▶ [YOUR OBJECTIVE] Pick out each line containing the string "React".

▶ [INFORMATION SUPPLIED]
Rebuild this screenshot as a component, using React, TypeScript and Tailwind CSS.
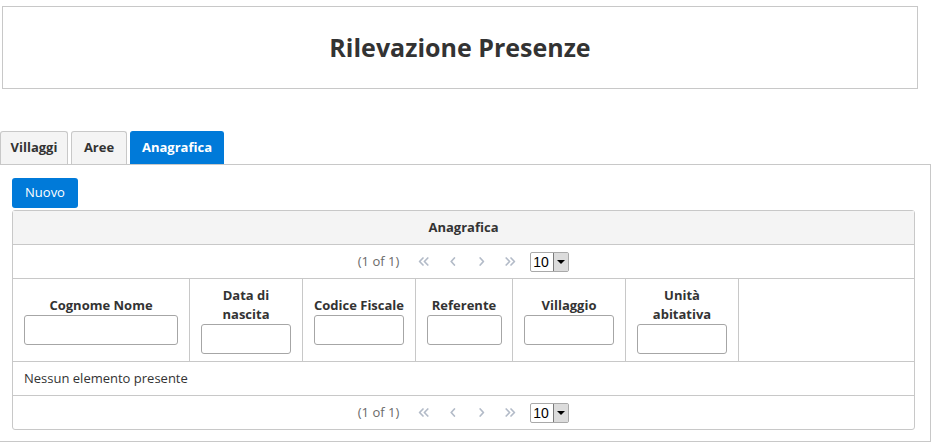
import React from "react";

const Chev = ({ dir, dbl }: { dir: "l" | "r"; dbl?: boolean }) => {
  const paths: string[] = [];
  if (dbl) {
    if (dir === "l") {
      paths.push("M5 1 L1.6 4.5 L5 8", "M9.8 1 L6.4 4.5 L9.8 8");
    } else {
      paths.push("M1.2 1 L4.6 4.5 L1.2 8", "M6 1 L9.4 4.5 L6 8");
    }
  } else {
    if (dir === "l") paths.push("M4.4 1 L1.2 4.5 L4.4 8");
    else paths.push("M1.2 1 L4.4 4.5 L1.2 8");
  }
  const w = dbl ? 11 : 6;
  return (
    <svg width={w} height={9} viewBox={`0 0 ${w} 9`} fill="none">
      {paths.map((d, i) => (
        <path key={i} d={d} stroke="#b3bbc8" strokeWidth={1.7} strokeLinecap="round" strokeLinejoin="round" />
      ))}
    </svg>
  );
};

const Paginator = ({ h }: { h: string }) => (
  <div className={`flex items-center justify-center ${h}`}>
    <span className="text-[#6a6a6a] mr-[10px]">(1 of 1)</span>
    <span className="w-[29px] flex justify-center"><Chev dir="l" dbl /></span>
    <span className="w-[29px] flex justify-center"><Chev dir="l" /></span>
    <span className="w-[29px] flex justify-center"><Chev dir="r" /></span>
    <span className="w-[29px] flex justify-center"><Chev dir="r" dbl /></span>
    <div className="ml-[5px] w-[39px] h-[20px] border border-[#a9a9a9] rounded-[2px] flex bg-white">
      <span className="font-['Liberation_Sans',Arial,sans-serif] text-[14px] leading-[18px] pl-[2px] text-black">10</span>
      <span className="ml-auto w-[15px] h-full bg-[#dcdcdc] border-l border-[#7a7a7a] flex items-center justify-center">
        <span className="w-0 h-0 border-l-[4px] border-r-[4px] border-t-[4px] border-l-transparent border-r-transparent border-t-black" />
      </span>
    </div>
  </div>
);

const Col = ({ label, w }: { label: React.ReactNode; w: string }) => (
  <div className="border-r border-[#c8c8c8] flex flex-col items-center justify-center leading-[19px]">
    <div className="font-bold text-center">{label}</div>
    <div className={`${w} h-[30px] border border-[#a6a6a6] rounded-[3px] bg-white`} />
  </div>
);

export default function App() {
  return (
    <div className="font-['Open_Sans',sans-serif] text-[13px] text-[#333] bg-white w-[935px] h-[446px] overflow-hidden">
      <div className="pt-[6px] pl-[2px]">
        <div className="w-[916px] h-[83px] border border-[#c8c8c8] flex items-center justify-center">
          <h1 className="text-[25px] font-bold text-[#333]">Rilevazione Presenze</h1>
        </div>
      </div>

      <div className="mt-[42px]">
        <div className="flex gap-[3px] h-[33px]">
          <div className="w-[68px] border border-b-0 border-[#c8c8c8] rounded-t-[3px] bg-[#f4f4f4] font-bold flex items-center justify-center">Villaggi</div>
          <div className="w-[56px] border border-b-0 border-[#c8c8c8] rounded-t-[3px] bg-[#f4f4f4] font-bold flex items-center justify-center">Aree</div>
          <div className="w-[94px] border border-b-0 border-[#007ad9] rounded-t-[3px] bg-[#007ad9] text-white font-bold flex items-center justify-center">Anagrafica</div>
        </div>

        <div className="w-[931px] h-[278px] border-t border-r border-b border-[#c8c8c8] pt-[13px] pl-[12px]">
          <button className="h-[30px] w-[66px] bg-[#007ad9] text-white rounded-[3px] flex items-center justify-center mb-[2px]">Nuovo</button>

          <div className="w-[903px] border border-[#c8c8c8] rounded-[3px]">
            <div className="h-[34px] bg-[#f4f4f4] border-b border-[#c8c8c8] font-bold flex items-center justify-center">Anagrafica</div>
            <div className="border-b border-[#c8c8c8]">
              <Paginator h="h-[33px]" />
            </div>
            <div className="h-[83px] border-b border-[#c8c8c8] grid grid-cols-[177px_113px_113px_97px_113px_113px_1fr]">
              <Col label="Cognome Nome" w="w-[154px]" />
              <Col label={<>Data di<br />nascita</>} w="w-[90px]" />
              <Col label="Codice Fiscale" w="w-[90px]" />
              <Col label="Referente" w="w-[75px]" />
              <Col label="Villaggio" w="w-[90px]" />
              <Col label={<>Unità<br />abitativa</>} w="w-[90px]" />
              <div />
            </div>
            <div className="h-[34px] border-b border-[#c8c8c8] flex items-center pl-[11px]">Nessun elemento presente</div>
            <Paginator h="h-[33px]" />
          </div>
        </div>
      </div>
    </div>
  );
}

▶ [ANSWER FOR THE TASK]
Rebuild this screenshot as a component, using React, TypeScript and Tailwind CSS.
import React from "react";
const Col = ({ label, w }: { label: React.ReactNode; w: string }) => (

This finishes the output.